TASK DESCRIPTION:
Copy out all the lines exactly. Omit pictures.

PROVIDED DATA:
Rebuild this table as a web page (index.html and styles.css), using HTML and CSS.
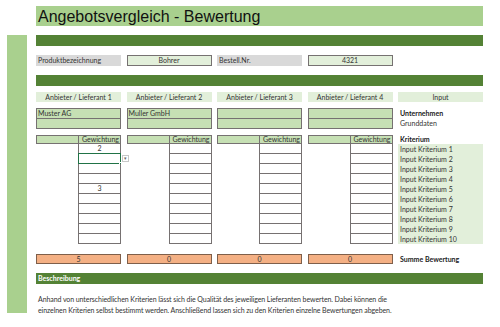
FILE: index.html
```html
<!DOCTYPE html>
<html lang="de">
<head>
<meta charset="utf-8">
<link rel="stylesheet" href="styles.css">
</head>
<body>
<div class="title">Angebotsvergleich - Bewertung</div>
<div class="body">
  <div class="strip"></div>
  <div class="main">
    <div class="bar"></div>
    <div class="grid5 prod">
      <div class="lbl">Produktbezeichnung</div>
      <div class="val">Bohrer</div>
      <div class="lbl">Bestell.Nr.</div>
      <div class="val">4321</div>
      <div></div>
    </div>
    <div class="bar bar2"></div>
    <div class="grid5 heads">
      <div class="head">Anbieter / Lieferant 1</div>
      <div class="head">Anbieter / Lieferant 2</div>
      <div class="head">Anbieter / Lieferant 3</div>
      <div class="head">Anbieter / Lieferant 4</div>
      <div class="head">Input</div>
    </div>
    <div class="grid5 comps">
      <div class="comp"><div class="ccell">Muster AG</div><div class="ccell"></div></div>
      <div class="comp"><div class="ccell">Muller GmbH</div><div class="ccell"></div></div>
      <div class="comp"><div class="ccell"></div><div class="ccell"></div></div>
      <div class="comp"><div class="ccell"></div><div class="ccell"></div></div>
      <div class="side"><div class="b">Unternehmen</div><div>Grunddaten</div></div>
    </div>
    <div class="grid5 weights">
      <div class="wcol">
        <div class="wh"></div><div class="wh wt">Gewichtung</div>
        <div class="wempty"></div>
        <div class="wcells">
          <div class="wc">2</div><div class="wc sel"><span class="handle"></span><span class="dd">&#9662;</span></div><div class="wc"></div><div class="wc"></div><div class="wc">3</div>
          <div class="wc"></div><div class="wc"></div><div class="wc"></div><div class="wc"></div><div class="wc"></div>
        </div>
      </div>
      <div class="wcol">
        <div class="wh"></div><div class="wh wt">Gewichtung</div>
        <div class="wempty"></div>
        <div class="wcells">
          <div class="wc"></div><div class="wc"></div><div class="wc"></div><div class="wc"></div><div class="wc"></div>
          <div class="wc"></div><div class="wc"></div><div class="wc"></div><div class="wc"></div><div class="wc"></div>
        </div>
      </div>
      <div class="wcol">
        <div class="wh"></div><div class="wh wt">Gewichtung</div>
        <div class="wempty"></div>
        <div class="wcells">
          <div class="wc"></div><div class="wc"></div><div class="wc"></div><div class="wc"></div><div class="wc"></div>
          <div class="wc"></div><div class="wc"></div><div class="wc"></div><div class="wc"></div><div class="wc"></div>
        </div>
      </div>
      <div class="wcol">
        <div class="wh"></div><div class="wh wt">Gewichtung</div>
        <div class="wempty"></div>
        <div class="wcells">
          <div class="wc"></div><div class="wc"></div><div class="wc"></div><div class="wc"></div><div class="wc"></div>
          <div class="wc"></div><div class="wc"></div><div class="wc"></div><div class="wc"></div><div class="wc"></div>
        </div>
      </div>
      <div class="crit">
        <div class="b ch">Kriterium</div>
        <div class="inputs">
          <div>Input Kriterium 1</div><div>Input Kriterium 2</div><div>Input Kriterium 3</div><div>Input Kriterium 4</div><div>Input Kriterium 5</div>
          <div>Input Kriterium 6</div><div>Input Kriterium 7</div><div>Input Kriterium 8</div><div>Input Kriterium 9</div><div>Input Kriterium 10</div>
        </div>
      </div>
    </div>
    <div class="grid5 sums">
      <div class="sum">5</div>
      <div class="sum">0</div>
      <div class="sum">0</div>
      <div class="sum">0</div>
      <div class="b stext">Summe Bewertung</div>
    </div>
    <div class="bar desc">Beschreibung</div>
    <p class="text">Anhand von unterschiedlichen Kriterien lässt sich die Qualität des jeweiligen Lieferanten bewerten. Dabei können die<br>einzelnen Kriterien selbst bestimmt werden. Anschließend lassen sich zu den Kriterien einzelne Bewertungen abgeben.</p>
  </div>
</div>
</body>
</html>
```
FILE: styles.css
```css
* { box-sizing: border-box; }
html, body { margin: 0; padding: 0; background: #fff; }
body {
  width: 500px; height: 327px; overflow: hidden;
  font-family: Lato, "Open Sans", sans-serif;
  font-size: 7px; color: #333;
}
.title {
  margin: 6px 0 0 36px; width: 447px; height: 20px;
  background: #a9d08e;
  font-family: "Liberation Sans", Arial, sans-serif;
  font-size: 16px; line-height: 21px; color: #111;
  padding-left: 2px;
}
.body { display: flex; margin-top: 9px; }
.strip { width: 20px; height: 278px; margin-left: 7px; background: #a9d08e; }
.main { width: 447px; margin-left: 9px; display: flex; flex-direction: column; }
.bar { height: 11px; background: #548235; }
.bar2 { margin-top: 9px; }
.grid5 { display: grid; grid-template-columns: 85px 85px 85px 85px 85px; column-gap: 5.5px; }
.prod { margin-top: 9px; height: 11px; }
.lbl { background: #d9d9d9; padding-left: 2px; line-height: 11px; }
.val { background: #e2efda; border: 1px solid #767171; text-align: center; line-height: 9px; }
.heads { margin-top: 6px; height: 10px; }
.head { background: #e2efda; text-align: center; line-height: 10px; }
.comps { margin-top: 6px; height: 20px; }
.comp { display: flex; flex-direction: column; border: 1px solid #767171; border-bottom: 0; }
.ccell { height: 10px; background: #c6e0b4; border-bottom: 1px solid #767171; padding-left: 1px; line-height: 9px; }
.side { padding-left: 2px; line-height: 10px; }
.b { font-weight: 700; color: #222; }
.weights { margin-top: 7px; }
.wcol { display: grid; grid-template-columns: 42px 43px; grid-template-rows: 9px 100px; }
.wh { background: #c6e0b4; border: 1px solid #767171; border-right: 0; height: 9px; }
.wt { border-right: 1px solid #767171; text-align: right; padding-right: 1px; line-height: 7px; }
.wcells { display: flex; flex-direction: column; }
.wc { height: 10px; border: 1px solid #767171; border-top: 0; text-align: center; line-height: 9px; position: relative; }
.sel { border: 1px solid #217346; margin-top: -1px; height: 11px; }
.handle { position: absolute; right: -2px; bottom: -2px; width: 3px; height: 3px; background: #217346; border: 1px solid #fff; }
.dd { position: absolute; left: 43px; top: 1px; width: 7px; height: 7px; border: 1px solid #c8c8c8; background: #fff; font-size: 5px; line-height: 5px; text-align: center; color: #666; }
.crit { display: grid; grid-template-rows: 9px 100px; }
.ch { padding-left: 2px; line-height: 9px; }
.inputs { background: #e2efda; display: flex; flex-direction: column; }
.inputs div { height: 10px; line-height: 10px; padding-left: 2px; color: #333; }
.sums { margin-top: 10px; height: 10px; }
.sum { background: #f4b084; border: 1px solid #7f5f4a; text-align: center; line-height: 8px; }
.stext { padding-left: 2px; line-height: 10px; }
.desc { margin-top: 9px; color: #fff; font-weight: 700; line-height: 11px; padding-left: 2px; font-size: 7px; }
.text { margin: 10px 0 0 2px; line-height: 11px; white-space: nowrap; letter-spacing: -0.08px; }
```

SOLUTION:
Rebuild this table as a web page (index.html and styles.css), using HTML and CSS.
FILE: index.html
```html
<!DOCTYPE html>
<html lang="de">
<head>
<meta charset="utf-8">
<link rel="stylesheet" href="styles.css">
</head>
<body>
<div class="title">Angebotsvergleich - Bewertung</div>
<div class="body">
  <div class="strip"></div>
  <div class="main">
    <div class="bar"></div>
    <div class="grid5 prod">
      <div class="lbl">Produktbezeichnung</div>
      <div class="val">Bohrer</div>
      <div class="lbl">Bestell.Nr.</div>
      <div class="val">4321</div>
      <div></div>
    </div>
    <div class="bar bar2"></div>
    <div class="grid5 heads">
      <div class="head">Anbieter / Lieferant 1</div>
      <div class="head">Anbieter / Lieferant 2</div>
      <div class="head">Anbieter / Lieferant 3</div>
      <div class="head">Anbieter / Lieferant 4</div>
      <div class="head">Input</div>
    </div>
    <div class="grid5 comps">
      <div class="comp"><div class="ccell">Muster AG</div><div class="ccell"></div></div>
      <div class="comp"><div class="ccell">Muller GmbH</div><div class="ccell"></div></div>
      <div class="comp"><div class="ccell"></div><div class="ccell"></div></div>
      <div class="comp"><div class="ccell"></div><div class="ccell"></div></div>
      <div class="side"><div class="b">Unternehmen</div><div>Grunddaten</div></div>
    </div>
    <div class="grid5 weights">
      <div class="wcol">
        <div class="wh"></div><div class="wh wt">Gewichtung</div>
        <div class="wempty"></div>
        <div class="wcells">
          <div class="wc">2</div><div class="wc sel"><span class="handle"></span><span class="dd">&#9662;</span></div><div class="wc"></div><div class="wc"></div><div class="wc">3</div>
          <div class="wc"></div><div class="wc"></div><div class="wc"></div><div class="wc"></div><div class="wc"></div>
        </div>
      </div>
      <div class="wcol">
        <div class="wh"></div><div class="wh wt">Gewichtung</div>
        <div class="wempty"></div>
        <div class="wcells">
          <div class="wc"></div><div class="wc"></div><div class="wc"></div><div class="wc"></div><div class="wc"></div>
          <div class="wc"></div><div class="wc"></div><div class="wc"></div><div class="wc"></div><div class="wc"></div>
        </div>
      </div>
      <div class="wcol">
        <div class="wh"></div><div class="wh wt">Gewichtung</div>
        <div class="wempty"></div>
        <div class="wcells">
          <div class="wc"></div><div class="wc"></div><div class="wc"></div><div class="wc"></div><div class="wc"></div>
          <div class="wc"></div><div class="wc"></div><div class="wc"></div><div class="wc"></div><div class="wc"></div>
        </div>
      </div>
      <div class="wcol">
        <div class="wh"></div><div class="wh wt">Gewichtung</div>
        <div class="wempty"></div>
        <div class="wcells">
          <div class="wc"></div><div class="wc"></div><div class="wc"></div><div class="wc"></div><div class="wc"></div>
          <div class="wc"></div><div class="wc"></div><div class="wc"></div><div class="wc"></div><div class="wc"></div>
        </div>
      </div>
      <div class="crit">
        <div class="b ch">Kriterium</div>
        <div class="inputs">
          <div>Input Kriterium 1</div><div>Input Kriterium 2</div><div>Input Kriterium 3</div><div>Input Kriterium 4</div><div>Input Kriterium 5</div>
          <div>Input Kriterium 6</div><div>Input Kriterium 7</div><div>Input Kriterium 8</div><div>Input Kriterium 9</div><div>Input Kriterium 10</div>
        </div>
      </div>
    </div>
    <div class="grid5 sums">
      <div class="sum">5</div>
      <div class="sum">0</div>
      <div class="sum">0</div>
      <div class="sum">0</div>
      <div class="b stext">Summe Bewertung</div>
    </div>
    <div class="bar desc">Beschreibung</div>
    <p class="text">Anhand von unterschiedlichen Kriterien lässt sich die Qualität des jeweiligen Lieferanten bewerten. Dabei können die<br>einzelnen Kriterien selbst bestimmt werden. Anschließend lassen sich zu den Kriterien einzelne Bewertungen abgeben.</p>
  </div>
</div>
</body>
</html>
```
FILE: styles.css
```css
* { box-sizing: border-box; }
html, body { margin: 0; padding: 0; background: #fff; }
body {
  width: 500px; height: 327px; overflow: hidden;
  font-family: Lato, "Open Sans", sans-serif;
  font-size: 7px; color: #333;
}
.title {
  margin: 6px 0 0 36px; width: 447px; height: 20px;
  background: #a9d08e;
  font-family: "Liberation Sans", Arial, sans-serif;
  font-size: 16px; line-height: 21px; color: #111;
  padding-left: 2px;
}
.body { display: flex; margin-top: 9px; }
.strip { width: 20px; height: 278px; margin-left: 7px; background: #a9d08e; }
.main { width: 447px; margin-left: 9px; display: flex; flex-direction: column; }
.bar { height: 11px; background: #548235; }
.bar2 { margin-top: 9px; }
.grid5 { display: grid; grid-template-columns: 85px 85px 85px 85px 85px; column-gap: 5.5px; }
.prod { margin-top: 9px; height: 11px; }
.lbl { background: #d9d9d9; padding-left: 2px; line-height: 11px; }
.val { background: #e2efda; border: 1px solid #767171; text-align: center; line-height: 9px; }
.heads { margin-top: 6px; height: 10px; }
.head { background: #e2efda; text-align: center; line-height: 10px; }
.comps { margin-top: 6px; height: 20px; }
.comp { display: flex; flex-direction: column; border: 1px solid #767171; border-bottom: 0; }
.ccell { height: 10px; background: #c6e0b4; border-bottom: 1px solid #767171; padding-left: 1px; line-height: 9px; }
.side { padding-left: 2px; line-height: 10px; }
.b { font-weight: 700; color: #222; }
.weights { margin-top: 7px; }
.wcol { display: grid; grid-template-columns: 42px 43px; grid-template-rows: 9px 100px; }
.wh { background: #c6e0b4; border: 1px solid #767171; border-right: 0; height: 9px; }
.wt { border-right: 1px solid #767171; text-align: right; padding-right: 1px; line-height: 7px; }
.wcells { display: flex; flex-direction: column; }
.wc { height: 10px; border: 1px solid #767171; border-top: 0; text-align: center; line-height: 9px; position: relative; }
.sel { border: 1px solid #217346; margin-top: -1px; height: 11px; }
.handle { position: absolute; right: -2px; bottom: -2px; width: 3px; height: 3px; background: #217346; border: 1px solid #fff; }
.dd { position: absolute; left: 43px; top: 1px; width: 7px; height: 7px; border: 1px solid #c8c8c8; background: #fff; font-size: 5px; line-height: 5px; text-align: center; color: #666; }
.crit { display: grid; grid-template-rows: 9px 100px; }
.ch { padding-left: 2px; line-height: 9px; }
.inputs { background: #e2efda; display: flex; flex-direction: column; }
.inputs div { height: 10px; line-height: 10px; padding-left: 2px; color: #333; }
.sums { margin-top: 10px; height: 10px; }
.sum { background: #f4b084; border: 1px solid #7f5f4a; text-align: center; line-height: 8px; }
.stext { padding-left: 2px; line-height: 10px; }
.desc { margin-top: 9px; color: #fff; font-weight: 700; line-height: 11px; padding-left: 2px; font-size: 7px; }
.text { margin: 10px 0 0 2px; line-height: 11px; white-space: nowrap; letter-spacing: -0.08px; }
```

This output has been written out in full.